I'm studying von Neumann algebras type decomposition and I already noticed two "different" definitions of, for instance, type I :
(i) a vN algebra is said to be of type I, if it has an abelian projection with central carrier Id (Id stands for identity)
(ii) a vN algebra is said to be of type I, if there is an abelian projection $A$ such that for every central projection $Q$ we have that $Q\geq A$
Are these conditions equivalent ? I tried to prove $(i)\Rightarrow (ii)$, but I stopped here : Let $A$ be the abelian projection with central carrier $C_{A}=Id$ and let $P$ be a central projection. Since it is a central projection, $QC_{A}=C_{QA}=Q$ and $C_{Q}=Q$. Thus, we have that $C_{QA}=C_{Q}$. On the other hand, we have that $A\leq C_{A}=Id$, so that $Q\geq QA$. If we suppose that $Q> QA$ can I conclude, under these conditions, that $C_{Q}>C_{QA}$ ? If so, we easily conclude that $Q\geq A$.
I didnt try on the other direction. Any suggestions ? Thank you
It is not true that (i)$\implies$ (ii). Consider for instance the von Neumann algebra $L^\infty[0,1]$. Since it is abelian, every projection is abelian, and in particular the central carrier of the identity is the identity. But it has no minimal projections, so condition (ii) cannot be satisfied: given any abelian projection $A$ (that is, a characteristic function of some non-null Borel set), we can write it as the sum of two central projections (corresponding to a division of the Borel set into two non-null parts, obtained by intersection with appropriately chosen intervals).
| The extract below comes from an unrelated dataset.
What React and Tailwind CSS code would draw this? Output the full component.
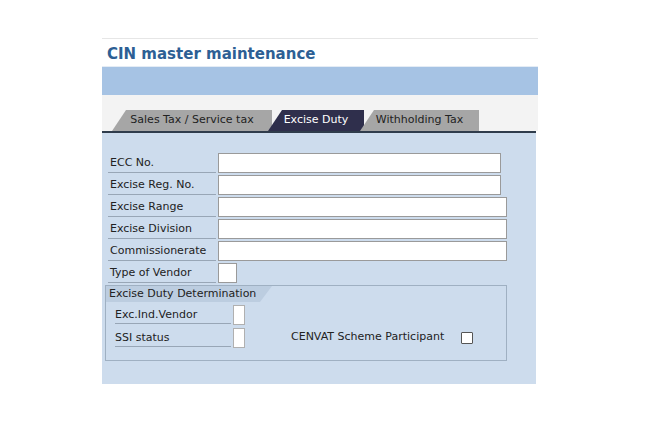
import React from 'react';

const font = { fontFamily: 'Tahoma, "DejaVu Sans", "Liberation Sans", sans-serif' };

const Row = ({ label, w }) => (
  <div className="flex items-center h-[22px]">
    <div className="w-[108px] h-[20px] border-b border-[#98a6b6] text-[11px] text-[#222] pl-[2px] leading-[20px]">
      {label}
    </div>
    <div className={`ml-[2px] h-[20px] bg-white border border-[#9a9a9a] ${w}`} />
  </div>
);

const Tab = ({ label, active, w }) => (
  <div
    className={`h-[21px] ${w} flex items-center justify-center text-[11px] ${active ? 'bg-[#2f2f4c] text-white' : 'bg-[#a6a6a6] text-[#222]'}`}
    style={{ clipPath: 'polygon(14px 0, 100% 0, 100% 100%, 0 100%)' }}
  >
    {label}
  </div>
);

export default function App() {
  return (
    <div className="w-[658px] h-[442px] bg-white pt-[38px]" style={font}>
      <div className="ml-[102px] w-[436px]">
        <div className="border-t border-[#e6e6e6] h-[28px] pl-[5px] pt-[4px] text-[15px] font-bold text-[#2d5f94]">
          CIN master maintenance
        </div>
        <div className="h-[29px] bg-[#a6c3e4] border-t border-[#e4ecf5]" />
        <div className="bg-[#f3f3f3] pt-[15px] flex pl-[10px]">
          <Tab label="Sales Tax / Service tax" w="w-[160px]" />
          <Tab label="Excise Duty" active w="w-[96px] -ml-[4px]" />
          <Tab label="Withholding Tax" w="w-[119px] -ml-[4px]" />
        </div>
        <div className="w-[434px] h-[253px] bg-[#cddced] border-t-2 border-[#2f3c4c] pl-[6px] pt-[19px]">
          <Row label="ECC No." w="w-[283px]" />
          <Row label="Excise Reg. No." w="w-[283px]" />
          <Row label="Excise Range" w="w-[289px]" />
          <Row label="Excise Division" w="w-[289px]" />
          <Row label="Commissionerate" w="w-[289px]" />
          <Row label="Type of Vendor" w="w-[19px]" />
          <div className="mt-[1px] -ml-[3px] w-[402px] h-[76px] border border-[#9fb0c2]">
            <div
              className="w-[166px] h-[16px] bg-[#bccde0] text-[11px] text-[#222] pl-[3px] leading-[16px]"
              style={{ clipPath: 'polygon(0 0, 100% 0, calc(100% - 12px) 100%, 0 100%)' }}
            >
              Excise Duty Determination
            </div>
            <div className="pl-[9px] pt-[1px]">
              <div className="flex items-center h-[23px]">
                <div className="w-[116px] h-[19px] border-b border-[#98a6b6] text-[11px] text-[#222] leading-[19px]">Exc.Ind.Vendor</div>
                <div className="ml-[2px] w-[12px] h-[20px] bg-white border border-[#b0b0b0]" />
              </div>
              <div className="flex items-center h-[23px]">
                <div className="w-[116px] h-[19px] border-b border-[#98a6b6] text-[11px] text-[#222] leading-[19px]">SSI status</div>
                <div className="ml-[2px] w-[12px] h-[20px] bg-white border border-[#b0b0b0]" />
                <div className="ml-[46px] text-[11px] text-[#222]">CENVAT Scheme Participant</div>
                <div className="ml-[17px] w-[12px] h-[12px] bg-white border border-[#555] rounded-[1px]" />
              </div>
            </div>
          </div>
        </div>
      </div>
    </div>
  );
}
The idea in (ii) seems to work well for direct sums of full matrix algebras, but not for diffuse algebras as the previous paragraph shows.
It is true that (ii)$\implies$(i), though. Because the central carrier of such $A$ ought to be the identity. Indeed, if $C_A$ is not the identity, then $I-C_A$ is a central projection with $I-C_A\not\geq A$.